● STORED ROWS:
▼
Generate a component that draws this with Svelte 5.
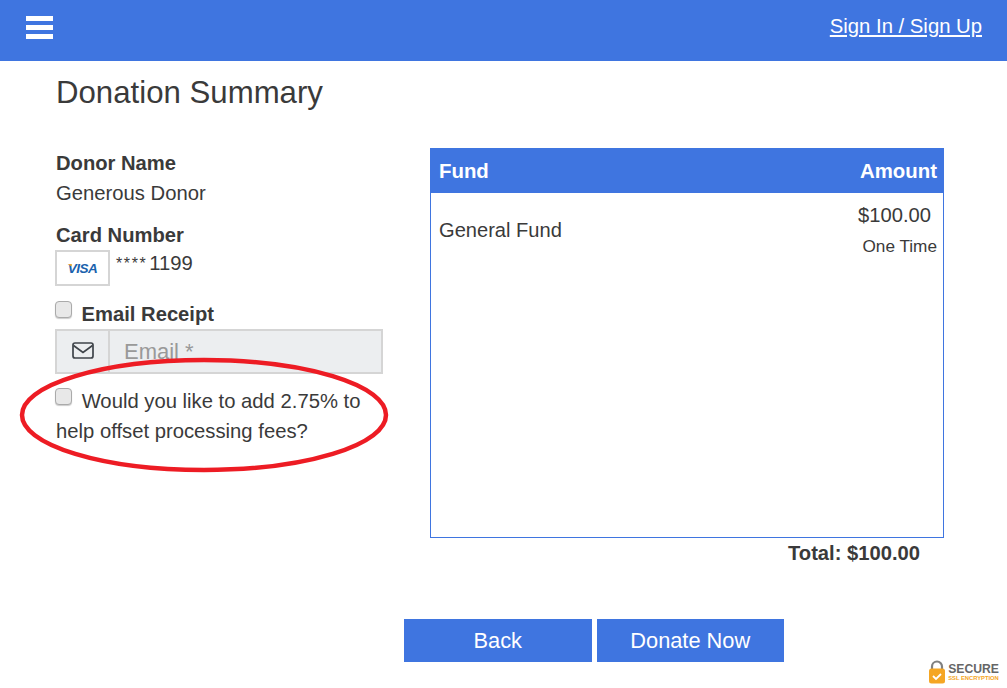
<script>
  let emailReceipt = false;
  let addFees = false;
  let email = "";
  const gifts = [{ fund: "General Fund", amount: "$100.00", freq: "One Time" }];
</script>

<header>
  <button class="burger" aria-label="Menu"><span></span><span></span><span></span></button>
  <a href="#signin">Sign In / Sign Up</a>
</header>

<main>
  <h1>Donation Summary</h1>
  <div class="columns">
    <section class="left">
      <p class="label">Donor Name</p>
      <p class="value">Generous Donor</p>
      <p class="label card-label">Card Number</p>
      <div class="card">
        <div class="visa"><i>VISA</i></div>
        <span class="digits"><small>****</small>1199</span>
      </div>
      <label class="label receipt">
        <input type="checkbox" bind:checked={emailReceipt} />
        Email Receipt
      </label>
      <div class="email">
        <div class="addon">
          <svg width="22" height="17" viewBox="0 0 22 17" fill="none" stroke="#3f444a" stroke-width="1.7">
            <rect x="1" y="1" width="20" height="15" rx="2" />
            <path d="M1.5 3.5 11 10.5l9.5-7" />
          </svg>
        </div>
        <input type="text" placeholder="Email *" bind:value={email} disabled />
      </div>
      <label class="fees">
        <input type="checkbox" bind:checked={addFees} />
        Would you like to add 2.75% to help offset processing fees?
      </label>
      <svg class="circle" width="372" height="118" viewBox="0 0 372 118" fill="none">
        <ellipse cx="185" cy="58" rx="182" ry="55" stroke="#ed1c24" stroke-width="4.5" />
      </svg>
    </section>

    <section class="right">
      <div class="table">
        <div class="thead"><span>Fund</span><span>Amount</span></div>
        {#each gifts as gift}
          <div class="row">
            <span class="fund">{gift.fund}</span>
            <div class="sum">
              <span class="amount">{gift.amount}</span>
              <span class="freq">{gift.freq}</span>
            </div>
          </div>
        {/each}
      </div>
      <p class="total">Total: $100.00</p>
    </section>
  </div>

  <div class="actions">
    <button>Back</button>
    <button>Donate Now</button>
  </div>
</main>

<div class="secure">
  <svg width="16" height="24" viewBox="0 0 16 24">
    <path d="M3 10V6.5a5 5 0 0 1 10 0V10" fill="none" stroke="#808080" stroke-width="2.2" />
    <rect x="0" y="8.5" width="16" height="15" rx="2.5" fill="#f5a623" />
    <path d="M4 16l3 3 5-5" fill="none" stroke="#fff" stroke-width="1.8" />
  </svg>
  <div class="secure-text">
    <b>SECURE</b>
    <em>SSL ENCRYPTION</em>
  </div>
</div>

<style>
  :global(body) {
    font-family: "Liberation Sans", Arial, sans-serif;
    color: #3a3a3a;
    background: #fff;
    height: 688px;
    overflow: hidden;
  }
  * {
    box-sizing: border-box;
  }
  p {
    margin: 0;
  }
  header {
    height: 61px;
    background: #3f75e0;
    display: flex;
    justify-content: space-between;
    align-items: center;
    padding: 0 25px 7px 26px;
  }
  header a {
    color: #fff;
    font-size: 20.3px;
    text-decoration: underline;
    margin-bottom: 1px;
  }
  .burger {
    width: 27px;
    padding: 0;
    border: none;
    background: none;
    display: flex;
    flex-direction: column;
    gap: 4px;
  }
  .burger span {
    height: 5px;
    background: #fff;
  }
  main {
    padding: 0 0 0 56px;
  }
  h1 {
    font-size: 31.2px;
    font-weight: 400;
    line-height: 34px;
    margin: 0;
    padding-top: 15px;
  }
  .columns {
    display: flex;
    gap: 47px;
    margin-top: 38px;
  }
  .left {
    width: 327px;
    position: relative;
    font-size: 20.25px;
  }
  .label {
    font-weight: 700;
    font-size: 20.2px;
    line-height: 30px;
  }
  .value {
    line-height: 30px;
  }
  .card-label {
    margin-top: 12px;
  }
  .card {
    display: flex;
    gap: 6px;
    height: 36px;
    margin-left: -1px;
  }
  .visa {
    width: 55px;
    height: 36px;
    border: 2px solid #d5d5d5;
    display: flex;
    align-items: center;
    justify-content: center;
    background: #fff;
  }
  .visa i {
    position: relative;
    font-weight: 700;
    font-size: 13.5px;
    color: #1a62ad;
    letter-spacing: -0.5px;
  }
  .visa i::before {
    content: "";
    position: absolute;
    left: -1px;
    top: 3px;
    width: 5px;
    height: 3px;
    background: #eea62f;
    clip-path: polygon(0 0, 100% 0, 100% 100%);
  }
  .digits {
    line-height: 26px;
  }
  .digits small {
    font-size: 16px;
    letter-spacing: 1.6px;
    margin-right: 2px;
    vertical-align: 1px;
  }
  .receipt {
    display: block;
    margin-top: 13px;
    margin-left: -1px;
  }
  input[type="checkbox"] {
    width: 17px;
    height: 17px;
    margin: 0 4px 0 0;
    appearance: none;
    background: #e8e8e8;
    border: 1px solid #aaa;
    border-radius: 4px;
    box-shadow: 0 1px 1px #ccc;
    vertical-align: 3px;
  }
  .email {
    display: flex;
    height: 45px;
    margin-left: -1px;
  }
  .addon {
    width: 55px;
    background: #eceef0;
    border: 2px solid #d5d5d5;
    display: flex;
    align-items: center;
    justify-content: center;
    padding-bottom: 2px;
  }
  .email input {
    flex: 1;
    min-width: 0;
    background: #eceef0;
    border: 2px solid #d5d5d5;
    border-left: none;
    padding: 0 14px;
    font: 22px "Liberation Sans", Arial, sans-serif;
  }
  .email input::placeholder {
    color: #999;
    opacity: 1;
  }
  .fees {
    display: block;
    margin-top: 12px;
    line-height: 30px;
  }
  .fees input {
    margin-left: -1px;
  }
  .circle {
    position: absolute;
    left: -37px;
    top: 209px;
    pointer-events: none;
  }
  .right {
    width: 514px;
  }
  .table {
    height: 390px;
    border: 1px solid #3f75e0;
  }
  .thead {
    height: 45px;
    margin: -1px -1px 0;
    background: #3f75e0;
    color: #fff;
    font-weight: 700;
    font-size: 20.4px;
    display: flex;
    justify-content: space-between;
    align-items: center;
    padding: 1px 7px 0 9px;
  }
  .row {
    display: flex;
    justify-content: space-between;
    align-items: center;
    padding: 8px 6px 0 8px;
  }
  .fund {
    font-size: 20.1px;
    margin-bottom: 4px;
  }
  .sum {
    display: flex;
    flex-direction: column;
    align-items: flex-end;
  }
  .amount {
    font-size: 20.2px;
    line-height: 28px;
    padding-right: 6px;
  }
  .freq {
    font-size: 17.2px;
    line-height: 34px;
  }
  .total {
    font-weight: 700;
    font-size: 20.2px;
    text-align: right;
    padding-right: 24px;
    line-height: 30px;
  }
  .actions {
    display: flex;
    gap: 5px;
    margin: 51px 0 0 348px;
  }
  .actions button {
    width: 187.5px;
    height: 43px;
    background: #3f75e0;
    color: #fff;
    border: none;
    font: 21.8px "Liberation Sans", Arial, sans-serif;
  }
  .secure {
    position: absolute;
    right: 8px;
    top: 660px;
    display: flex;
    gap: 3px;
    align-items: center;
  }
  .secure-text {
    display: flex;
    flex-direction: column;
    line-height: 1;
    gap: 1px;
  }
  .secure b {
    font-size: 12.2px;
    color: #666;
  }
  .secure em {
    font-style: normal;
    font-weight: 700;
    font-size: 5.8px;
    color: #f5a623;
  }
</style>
▲
▼
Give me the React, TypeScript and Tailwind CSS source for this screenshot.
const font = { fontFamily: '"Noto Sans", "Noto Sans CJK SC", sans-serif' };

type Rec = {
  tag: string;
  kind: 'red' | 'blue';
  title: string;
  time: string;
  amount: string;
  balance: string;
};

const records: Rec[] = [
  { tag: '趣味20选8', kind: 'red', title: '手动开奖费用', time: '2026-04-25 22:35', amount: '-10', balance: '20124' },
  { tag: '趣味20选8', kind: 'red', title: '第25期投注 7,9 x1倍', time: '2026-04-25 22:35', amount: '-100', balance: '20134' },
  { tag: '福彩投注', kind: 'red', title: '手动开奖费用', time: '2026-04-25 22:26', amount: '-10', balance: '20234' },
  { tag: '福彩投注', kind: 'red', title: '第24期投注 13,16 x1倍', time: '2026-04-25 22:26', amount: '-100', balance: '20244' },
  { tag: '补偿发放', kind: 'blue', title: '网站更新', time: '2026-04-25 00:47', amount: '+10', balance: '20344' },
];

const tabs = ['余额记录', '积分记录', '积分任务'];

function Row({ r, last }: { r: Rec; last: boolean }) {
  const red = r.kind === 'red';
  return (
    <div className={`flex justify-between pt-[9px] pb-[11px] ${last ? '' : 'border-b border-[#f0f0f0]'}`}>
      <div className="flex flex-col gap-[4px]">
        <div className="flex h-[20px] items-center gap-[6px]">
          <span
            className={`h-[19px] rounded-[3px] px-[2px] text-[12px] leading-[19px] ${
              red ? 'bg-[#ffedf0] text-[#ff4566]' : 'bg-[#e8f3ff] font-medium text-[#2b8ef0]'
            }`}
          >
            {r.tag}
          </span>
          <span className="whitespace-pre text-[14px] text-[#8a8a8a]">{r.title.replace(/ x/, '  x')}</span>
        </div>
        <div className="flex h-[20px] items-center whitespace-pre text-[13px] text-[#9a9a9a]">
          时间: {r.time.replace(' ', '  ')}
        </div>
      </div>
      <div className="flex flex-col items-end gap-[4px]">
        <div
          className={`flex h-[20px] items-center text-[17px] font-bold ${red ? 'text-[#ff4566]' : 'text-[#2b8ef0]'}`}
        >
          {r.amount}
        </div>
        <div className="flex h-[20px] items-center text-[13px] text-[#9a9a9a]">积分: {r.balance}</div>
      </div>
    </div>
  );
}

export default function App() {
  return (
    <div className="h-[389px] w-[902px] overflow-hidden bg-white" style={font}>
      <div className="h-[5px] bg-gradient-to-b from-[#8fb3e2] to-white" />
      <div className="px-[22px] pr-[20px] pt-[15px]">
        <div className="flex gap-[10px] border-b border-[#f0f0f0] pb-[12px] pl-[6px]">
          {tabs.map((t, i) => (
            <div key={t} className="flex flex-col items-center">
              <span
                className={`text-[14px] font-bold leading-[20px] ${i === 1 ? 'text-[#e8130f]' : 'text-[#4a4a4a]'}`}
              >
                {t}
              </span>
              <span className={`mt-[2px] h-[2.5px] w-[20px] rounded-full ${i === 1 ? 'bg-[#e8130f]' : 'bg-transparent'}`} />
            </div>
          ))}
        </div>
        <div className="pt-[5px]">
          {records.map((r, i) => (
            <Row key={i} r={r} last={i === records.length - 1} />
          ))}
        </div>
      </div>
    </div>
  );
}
▲
Give again, word for word, every line of the listing above from the one with "Give me the" to the one with "const tabs = ['余额记录', '积分记录', '积分任务'];", both inclusive, and nothing beyond them.

● RESULT:
Give me the React, TypeScript and Tailwind CSS source for this screenshot.
const font = { fontFamily: '"Noto Sans", "Noto Sans CJK SC", sans-serif' };

type Rec = {
  tag: string;
  kind: 'red' | 'blue';
  title: string;
  time: string;
  amount: string;
  balance: string;
};

const records: Rec[] = [
  { tag: '趣味20选8', kind: 'red', title: '手动开奖费用', time: '2026-04-25 22:35', amount: '-10', balance: '20124' },
  { tag: '趣味20选8', kind: 'red', title: '第25期投注 7,9 x1倍', time: '2026-04-25 22:35', amount: '-100', balance: '20134' },
  { tag: '福彩投注', kind: 'red', title: '手动开奖费用', time: '2026-04-25 22:26', amount: '-10', balance: '20234' },
  { tag: '福彩投注', kind: 'red', title: '第24期投注 13,16 x1倍', time: '2026-04-25 22:26', amount: '-100', balance: '20244' },
  { tag: '补偿发放', kind: 'blue', title: '网站更新', time: '2026-04-25 00:47', amount: '+10', balance: '20344' },
];

const tabs = ['余额记录', '积分记录', '积分任务'];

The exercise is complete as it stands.